Thanks for listening,

Yenagoa, Day 4

Dear Readers,
Well, life certainly takes me to interesting places! I’ve now spent the better part of a week in Yenagoa, which will be my home for 6 months. Its very green, there are lots of nice looking buildings, nice highways, streetlights that work, and I’m in a house, in a compound, in a compound, surrounded by guards…so I feel very safe…although more in a princess in a high tower type of way.

I am more or less settled in, although I’m still waiting on some logistics (running water, my own transportation) to manifest themselves. Otherwise, I have my own set of rooms in a big house, have gotten everything cleaned and unpacked. I even have my first houseguest coming tomorrow!

Yesterday was Governor Silva’s 46th Birthday. Happy Birthday Your Excellency! I don’t know if it is Nigerian custom, or just this governor’s custom to have a lecture as part of the birthday events, but there was a very interesting lecture on poverty by a professor from Port Harcourt. There was also a comedy sketch, and some singing and dancing. The Governor also launched a Foundation for Widows, Orphans and the Aged. Quite a nice thing to do on your birthday.

Then we went to the birthday reception, with all the widows, orphans and aged. I have to admit that I didn’t know what most of the food was, so I picked a little carefully…ate something called a bean cake—which is mashed plantains, black-eyed peas and other things wrapped in a banana leaf and then steamed. It was pretty good.
I gave the governor a small gift and card, which he seemed to appreciate. What does one get for a governor? It was hard to decide, thanks Alice for your help!

All in all, I think I’m off to a decent start—although I’m looking forward to getting to work! Lots to do in a short period of time.

Hope all is well with you!


Friday, July 2, 2010

Day 4: Alena The Jovial

Dear Readers,

My favorite comment so far:
“I like Americans if they are all as jovial as you”

If you haven’t been to Abuja, Nigeria, you don’t know that it is super expensive. Restaurants are expensive. Foreigners are extra over-charged.

While trying to book a flight to Port Harcourt and on to Yenagoa, I took a break at the Hilton’s café. I ordered an ice tea, which was the cheapest thing on the menu.

Despite there being plenty of empty tables, a strange Nigerian man on a phone, chose to sit at my table (without asking), continued talking loudly on the phone and clearly pretending that he and I were deliberately sitting together.

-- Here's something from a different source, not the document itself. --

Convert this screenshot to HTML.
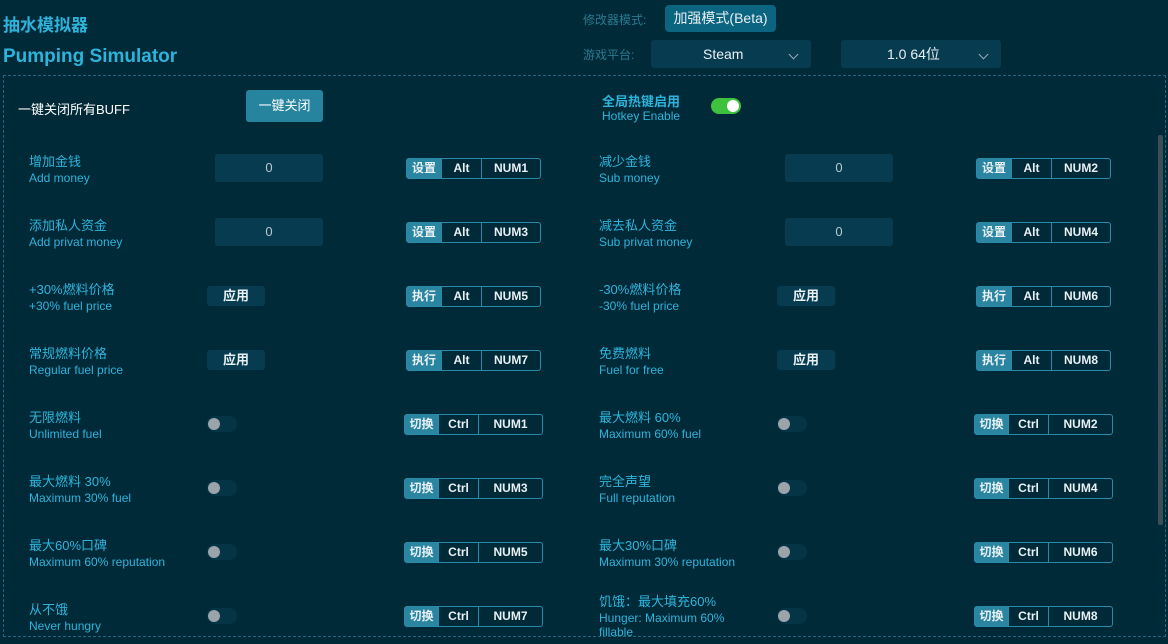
<!DOCTYPE html><html><head><meta charset="utf-8"><style>
*{margin:0;padding:0;box-sizing:border-box}
body{width:1168px;height:644px;background:#012a38;font-family:"Liberation Sans","Noto Sans CJK SC",sans-serif;position:relative;overflow:hidden;color:#2eb4dc}
.a{position:absolute}
.l1{font-size:13px;color:#2eb4dc;white-space:nowrap;margin-top:-2px}
.l2{font-size:12px;color:#2eb4dc;white-space:nowrap;margin-top:-1px}
.inp{position:absolute;width:108px;height:28px;background:#073c50;border-radius:3px;color:#b8c8d0;font-size:13px;text-align:center;line-height:28px}
.btn{position:absolute;width:58px;height:20px;background:#073c50;border-radius:3px;color:#e8f0f4;font-size:13px;font-weight:bold;text-align:center;line-height:20px}
.tg{position:absolute;width:30px;height:16px;background:#053545;border-radius:8px}
.tg::after{content:"";position:absolute;left:1px;top:2px;width:12px;height:12px;border-radius:6px;background:#9aa4aa}
.hk{position:absolute;height:21px;border:1px solid #2a8aaa;border-radius:3px;display:flex;font-size:12px;font-weight:bold;color:#e8f0f4;line-height:19px}
.hk span{text-align:center;border-left:1px solid #2a8aaa}
.hk span:first-child{background:#2a86a0;border-left:none}
.chev{position:absolute;left:139px;top:11px;width:7px;height:7px;border-right:1px solid #9ab;border-bottom:1px solid #9ab;transform:rotate(45deg)}
</style></head><body>
<div class="a" style="left:3px;top:11px;font-size:17px;font-weight:bold;color:#2eb4dc">抽水模拟器</div>
<div class="a" style="left:3px;top:46px;font-size:19px;font-weight:bold;color:#2eb4dc">Pumping Simulator</div>
<div class="a" style="left:583px;top:11px;font-size:12px;color:#2a7a90">修改器模式:</div>
<div class="a" style="left:665px;top:5px;width:111px;height:27px;background:#0b6480;border-radius:4px;color:#e8f0f4;font-size:14px;text-align:center;line-height:27px">加强模式(Beta)</div>
<div class="a" style="left:583px;top:46px;font-size:12px;color:#2a7a90">游戏平台:</div>
<div class="a" style="left:651px;top:40px;width:160px;height:28px;background:#073c50;border-radius:3px;color:#e8f0f4;font-size:14px;line-height:28px;padding-left:52px">Steam<span class="chev"></span></div>
<div class="a" style="left:841px;top:40px;width:160px;height:28px;background:#073c50;border-radius:3px;color:#e8f0f4;font-size:14px;line-height:28px;padding-left:46px">1.0 64位<span class="chev"></span></div>
<div class="a" style="left:3px;top:75px;width:1163px;height:562px;border:1px dashed #1e6a80"></div>
<div class="a" style="left:1158px;top:135px;width:5px;height:390px;background:#3a4e56;border-radius:2px"></div>
<div class="a" style="left:18px;top:99px;font-size:13px;color:#fff">一键关闭所有BUFF</div>
<div class="a" style="left:246px;top:90px;width:77px;height:32px;background:#27849e;border-radius:3px;color:#fff;font-size:13px;text-align:center;line-height:32px">一键关闭</div>
<div class="a" style="left:602px;top:91px;font-size:13px;font-weight:bold">全局热键启用</div>
<div class="a l2" style="left:602px;top:110px">Hotkey Enable</div>
<div class="a" style="left:711px;top:98px;width:30px;height:16px;background:#3ec23e;border-radius:8px"><div class="a" style="left:16px;top:2px;width:12px;height:12px;border-radius:6px;background:#fff"></div></div>

<div class="a l1" style="left:29px;top:153px">增加金钱</div><div class="a l2" style="left:29px;top:172px">Add money</div>
<div class="inp" style="left:215px;top:154px">0</div>
<div class="hk" style="left:406px;top:158px;width:135px"><span style="width:34px">设置</span><span style="width:40px">Alt</span><span style="flex:1">NUM1</span></div>
<div class="a l1" style="left:599px;top:153px">减少金钱</div><div class="a l2" style="left:599px;top:172px">Sub money</div>
<div class="inp" style="left:785px;top:154px">0</div>
<div class="hk" style="left:976px;top:158px;width:135px"><span style="width:34px">设置</span><span style="width:40px">Alt</span><span style="flex:1">NUM2</span></div>

<div class="a l1" style="left:29px;top:217px">添加私人资金</div><div class="a l2" style="left:29px;top:236px">Add privat money</div>
<div class="inp" style="left:215px;top:218px">0</div>
<div class="hk" style="left:406px;top:222px;width:135px"><span style="width:34px">设置</span><span style="width:40px">Alt</span><span style="flex:1">NUM3</span></div>
<div class="a l1" style="left:599px;top:217px">减去私人资金</div><div class="a l2" style="left:599px;top:236px">Sub privat money</div>
<div class="inp" style="left:785px;top:218px">0</div>
<div class="hk" style="left:976px;top:222px;width:135px"><span style="width:34px">设置</span><span style="width:40px">Alt</span><span style="flex:1">NUM4</span></div>

<div class="a l1" style="left:29px;top:281px">+30%燃料价格</div><div class="a l2" style="left:29px;top:300px">+30% fuel price</div>
<div class="btn" style="left:207px;top:286px">应用</div>
<div class="hk" style="left:406px;top:286px;width:135px"><span style="width:34px">执行</span><span style="width:40px">Alt</span><span style="flex:1">NUM5</span></div>
<div class="a l1" style="left:599px;top:281px">-30%燃料价格</div><div class="a l2" style="left:599px;top:300px">-30% fuel price</div>
<div class="btn" style="left:777px;top:286px">应用</div>
<div class="hk" style="left:976px;top:286px;width:135px"><span style="width:34px">执行</span><span style="width:40px">Alt</span><span style="flex:1">NUM6</span></div>

<div class="a l1" style="left:29px;top:345px">常规燃料价格</div><div class="a l2" style="left:29px;top:364px">Regular fuel price</div>
<div class="btn" style="left:207px;top:350px">应用</div>
<div class="hk" style="left:406px;top:350px;width:135px"><span style="width:34px">执行</span><span style="width:40px">Alt</span><span style="flex:1">NUM7</span></div>
<div class="a l1" style="left:599px;top:345px">免费燃料</div><div class="a l2" style="left:599px;top:364px">Fuel for free</div>
<div class="btn" style="left:777px;top:350px">应用</div>
<div class="hk" style="left:976px;top:350px;width:135px"><span style="width:34px">执行</span><span style="width:40px">Alt</span><span style="flex:1">NUM8</span></div>

<div class="a l1" style="left:29px;top:409px">无限燃料</div><div class="a l2" style="left:29px;top:428px">Unlimited fuel</div>
<div class="tg" style="left:207px;top:416px"></div>
<div class="hk" style="left:404px;top:414px;width:139px"><span style="width:33px">切换</span><span style="width:40px">Ctrl</span><span style="flex:1">NUM1</span></div>
<div class="a l1" style="left:599px;top:409px">最大燃料 60%</div><div class="a l2" style="left:599px;top:428px">Maximum 60% fuel</div>
<div class="tg" style="left:777px;top:416px"></div>
<div class="hk" style="left:974px;top:414px;width:139px"><span style="width:33px">切换</span><span style="width:40px">Ctrl</span><span style="flex:1">NUM2</span></div>

<div class="a l1" style="left:29px;top:473px">最大燃料 30%</div><div class="a l2" style="left:29px;top:492px">Maximum 30% fuel</div>
<div class="tg" style="left:207px;top:480px"></div>
<div class="hk" style="left:404px;top:478px;width:139px"><span style="width:33px">切换</span><span style="width:40px">Ctrl</span><span style="flex:1">NUM3</span></div>
<div class="a l1" style="left:599px;top:473px">完全声望</div><div class="a l2" style="left:599px;top:492px">Full reputation</div>
<div class="tg" style="left:777px;top:480px"></div>
<div class="hk" style="left:974px;top:478px;width:139px"><span style="width:33px">切换</span><span style="width:40px">Ctrl</span><span style="flex:1">NUM4</span></div>

<div class="a l1" style="left:29px;top:537px">最大60%口碑</div><div class="a l2" style="left:29px;top:556px">Maximum 60% reputation</div>
<div class="tg" style="left:207px;top:544px"></div>
<div class="hk" style="left:404px;top:542px;width:139px"><span style="width:33px">切换</span><span style="width:40px">Ctrl</span><span style="flex:1">NUM5</span></div>
<div class="a l1" style="left:599px;top:537px">最大30%口碑</div><div class="a l2" style="left:599px;top:556px">Maximum 30% reputation</div>
<div class="tg" style="left:777px;top:544px"></div>
<div class="hk" style="left:974px;top:542px;width:139px"><span style="width:33px">切换</span><span style="width:40px">Ctrl</span><span style="flex:1">NUM6</span></div>

<div class="a l1" style="left:29px;top:601px">从不饿</div><div class="a l2" style="left:29px;top:620px">Never hungry</div>
<div class="tg" style="left:207px;top:608px"></div>
<div class="hk" style="left:404px;top:606px;width:139px"><span style="width:33px">切换</span><span style="width:40px">Ctrl</span><span style="flex:1">NUM7</span></div>
<div class="a l1" style="left:599px;top:593px">饥饿：最大填充60%</div><div class="a l2" style="left:599px;top:612px;line-height:14px">Hunger: Maximum 60%<br>fillable</div>
<div class="tg" style="left:777px;top:608px"></div>
<div class="hk" style="left:974px;top:606px;width:139px"><span style="width:33px">切换</span><span style="width:40px">Ctrl</span><span style="flex:1">NUM8</span></div>
<div class="a" style="left:4px;top:637px;width:1162px;height:7px;background:#012a38"></div>
</body></html>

As I ignored him, he eventually got tired of trying to chat me up while he was on the phone…until he got bored and left.

Then a DIFFERENT man, came and did the same thing. I don’t know what it means.
Theories: 1) He wanted to chat me up (which, if that was the case, put down the phone and introduce yourself). 2) He wanted to look like he was with someone, maybe to avoid someone else. 3) I unknowingly participated in a scam (my boyfriend's theory).

The Hilton charges $24 dollars for one hour of using their wireless internet. Crazy, I went to a Nigerian café and got an hour of internet for 1.5 dollars.

Hope you're enjoying this as much as I am! Nigeria is exhausting, but also massively stimulating and interesting.